Task instructions: Output the material below unchanged, apart from leaving out the pictures.

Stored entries
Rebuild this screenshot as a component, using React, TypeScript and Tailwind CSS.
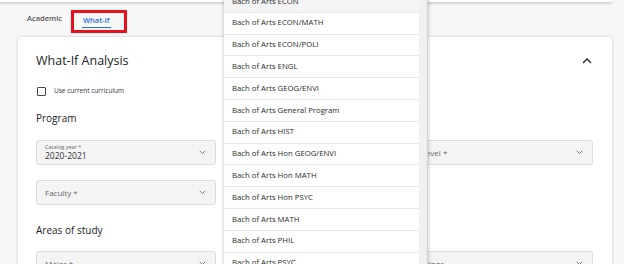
import React from "react";

const programs = [
  "Bach of Arts ECON",
  "Bach of Arts ECON/MATH",
  "Bach of Arts ECON/POLI",
  "Bach of Arts ENGL",
  "Bach of Arts GEOG/ENVI",
  "Bach of Arts General Program",
  "Bach of Arts HIST",
  "Bach of Arts Hon GEOG/ENVI",
  "Bach of Arts Hon MATH",
  "Bach of Arts Hon PSYC",
  "Bach of Arts MATH",
  "Bach of Arts PHIL",
  "Bach of Arts PSYC",
];

const Chevron = ({ up = false, size = 7 }: { up?: boolean; size?: number }) => (
  <svg width={size} height={size * 0.6} viewBox="0 0 10 6" className={up ? "rotate-180" : ""}>
    <path d="M1 1l4 4 4-4" fill="none" stroke="currentColor" strokeWidth="1.3" />
  </svg>
);

const Select = ({ label, value }: { label: string; value?: string }) => (
  <div className="h-[25px] rounded-[3px] border border-[#dcdcdc] bg-[#f4f4f4] flex items-center justify-between pl-[8px] pr-[9px] text-[#777]">
    {value ? (
      <div className="flex flex-col leading-none">
        <span className="text-[5.5px] text-[#666]">{label}</span>
        <span className="text-[8.5px] text-[#333] mt-[1px]">{value}</span>
      </div>
    ) : (
      <span className="text-[8px] text-[#666]">{label}</span>
    )}
    <Chevron />
  </div>
);

export default function App() {
  return (
    <div className="relative w-[624px] h-[264px] overflow-hidden bg-[#f7f7f7] font-['Open_Sans',sans-serif]">
      {/* top card edge */}
      <div className="w-[612px] h-[2px] bg-white shadow-[0_1px_3px_rgba(0,0,0,0.3)]" />

      {/* tabs */}
      <div className="h-[35px] flex items-start pl-[27px] text-[7.5px] font-semibold">
        <span className="mt-[9px] leading-[14px] text-[#555]">Academic</span>
        <div className="ml-[9px] mt-[8px] w-[56px] h-[23px] border-[3px] border-[#e8101a] pl-[8px]">
          <span className="inline-block text-[#2a6fd6] border-b border-[#2a6fd6] leading-[14px] px-[1px]">What-If</span>
        </div>
      </div>

      {/* main card */}
      <div className="ml-[18px] w-[594px] h-[240px] bg-white rounded-t-[4px] shadow-[0_0_3px_rgba(0,0,0,0.2)] pl-[18px] pr-[19px] pt-[14px]">
        <div className="flex items-center justify-between h-[20px]">
          <span className="text-[12.5px] text-[#222]">What-If Analysis</span>
          <span className="text-[#222] mr-[1px]">
            <Chevron up size={10} />
          </span>
        </div>
        <div className="mt-[15px] flex items-center h-[10px]">
          <div className="ml-[1px] w-[9px] h-[9px] border-[1.5px] border-[#444] rounded-[1px]" />
          <span className="ml-[8px] text-[6.5px] text-[#333]">Use current curriculum</span>
        </div>
        <div className="mt-[14px] h-[16px] flex items-center text-[10px] text-[#222]">Program</div>
        <div className="mt-[14px] grid grid-cols-3 gap-x-[8px] gap-y-[15px]">
          <Select label="Catalog year *" value="2020-2021" />
          <Select label="Program *" />
          <Select label="Level *" />
          <Select label="Faculty *" />
        </div>
        <div className="mt-[17px] h-[16px] flex items-center text-[10px] text-[#222]">Areas of study</div>
        <div className="mt-[13px] grid grid-cols-3 gap-x-[8px]">
          <Select label="Major *" />
          <Select label="Concentration" />
          <Select label="Minor" />
        </div>
      </div>

      {/* open dropdown */}
      <div className="absolute left-[224px] top-[-9px] w-[204px] flex bg-white shadow-[0_1px_4px_rgba(0,0,0,0.25)] border-r border-[#cfcfcf]">
        <div className="w-[195px]">
          {programs.map((p, i) => (
            <div
              key={p}
              className={`h-[21.8px] flex items-center pl-[8px] text-[7.75px] text-[#2b2b2b] border-b border-[#e8e8e8] ${
                i === 0 ? "bg-[#f4f4f4]" : "bg-white"
              }`}
            >
              {p}
            </div>
          ))}
        </div>
        <div className="w-[8px] bg-[#f0f0f0]" />
      </div>
    </div>
  );
}
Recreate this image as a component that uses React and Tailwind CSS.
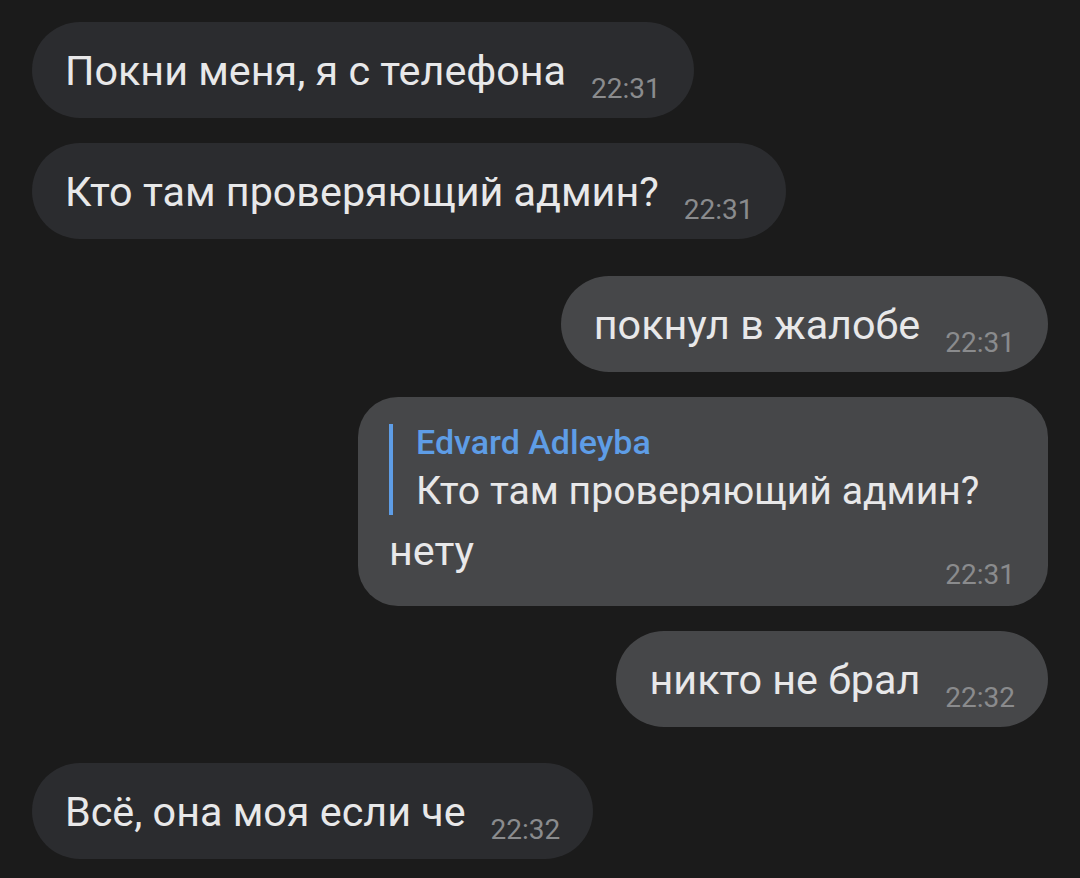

The completed task:
Rebuild this screenshot as a component, using React, TypeScript and Tailwind CSS.
import React from "react";

const programs = [
  "Bach of Arts ECON",
  "Bach of Arts ECON/MATH",
  "Bach of Arts ECON/POLI",
  "Bach of Arts ENGL",
  "Bach of Arts GEOG/ENVI",
  "Bach of Arts General Program",
  "Bach of Arts HIST",
  "Bach of Arts Hon GEOG/ENVI",
  "Bach of Arts Hon MATH",
  "Bach of Arts Hon PSYC",
  "Bach of Arts MATH",
  "Bach of Arts PHIL",
  "Bach of Arts PSYC",
];

const Chevron = ({ up = false, size = 7 }: { up?: boolean; size?: number }) => (
  <svg width={size} height={size * 0.6} viewBox="0 0 10 6" className={up ? "rotate-180" : ""}>
    <path d="M1 1l4 4 4-4" fill="none" stroke="currentColor" strokeWidth="1.3" />
  </svg>
);

const Select = ({ label, value }: { label: string; value?: string }) => (
  <div className="h-[25px] rounded-[3px] border border-[#dcdcdc] bg-[#f4f4f4] flex items-center justify-between pl-[8px] pr-[9px] text-[#777]">
    {value ? (
      <div className="flex flex-col leading-none">
        <span className="text-[5.5px] text-[#666]">{label}</span>
        <span className="text-[8.5px] text-[#333] mt-[1px]">{value}</span>
      </div>
    ) : (
      <span className="text-[8px] text-[#666]">{label}</span>
    )}
    <Chevron />
  </div>
);

export default function App() {
  return (
    <div className="relative w-[624px] h-[264px] overflow-hidden bg-[#f7f7f7] font-['Open_Sans',sans-serif]">
      {/* top card edge */}
      <div className="w-[612px] h-[2px] bg-white shadow-[0_1px_3px_rgba(0,0,0,0.3)]" />

      {/* tabs */}
      <div className="h-[35px] flex items-start pl-[27px] text-[7.5px] font-semibold">
        <span className="mt-[9px] leading-[14px] text-[#555]">Academic</span>
        <div className="ml-[9px] mt-[8px] w-[56px] h-[23px] border-[3px] border-[#e8101a] pl-[8px]">
          <span className="inline-block text-[#2a6fd6] border-b border-[#2a6fd6] leading-[14px] px-[1px]">What-If</span>
        </div>
      </div>

      {/* main card */}
      <div className="ml-[18px] w-[594px] h-[240px] bg-white rounded-t-[4px] shadow-[0_0_3px_rgba(0,0,0,0.2)] pl-[18px] pr-[19px] pt-[14px]">
        <div className="flex items-center justify-between h-[20px]">
          <span className="text-[12.5px] text-[#222]">What-If Analysis</span>
          <span className="text-[#222] mr-[1px]">
            <Chevron up size={10} />
          </span>
        </div>
        <div className="mt-[15px] flex items-center h-[10px]">
          <div className="ml-[1px] w-[9px] h-[9px] border-[1.5px] border-[#444] rounded-[1px]" />
          <span className="ml-[8px] text-[6.5px] text-[#333]">Use current curriculum</span>
        </div>
        <div className="mt-[14px] h-[16px] flex items-center text-[10px] text-[#222]">Program</div>
        <div className="mt-[14px] grid grid-cols-3 gap-x-[8px] gap-y-[15px]">
          <Select label="Catalog year *" value="2020-2021" />
          <Select label="Program *" />
          <Select label="Level *" />
          <Select label="Faculty *" />
        </div>
        <div className="mt-[17px] h-[16px] flex items-center text-[10px] text-[#222]">Areas of study</div>
        <div className="mt-[13px] grid grid-cols-3 gap-x-[8px]">
          <Select label="Major *" />
          <Select label="Concentration" />
          <Select label="Minor" />
        </div>
      </div>

      {/* open dropdown */}
      <div className="absolute left-[224px] top-[-9px] w-[204px] flex bg-white shadow-[0_1px_4px_rgba(0,0,0,0.25)] border-r border-[#cfcfcf]">
        <div className="w-[195px]">
          {programs.map((p, i) => (
            <div
              key={p}
              className={`h-[21.8px] flex items-center pl-[8px] text-[7.75px] text-[#2b2b2b] border-b border-[#e8e8e8] ${
                i === 0 ? "bg-[#f4f4f4]" : "bg-white"
              }`}
            >
              {p}
            </div>
          ))}
        </div>
        <div className="w-[8px] bg-[#f0f0f0]" />
      </div>
    </div>
  );
}
Recreate this image as a component that uses React and Tailwind CSS.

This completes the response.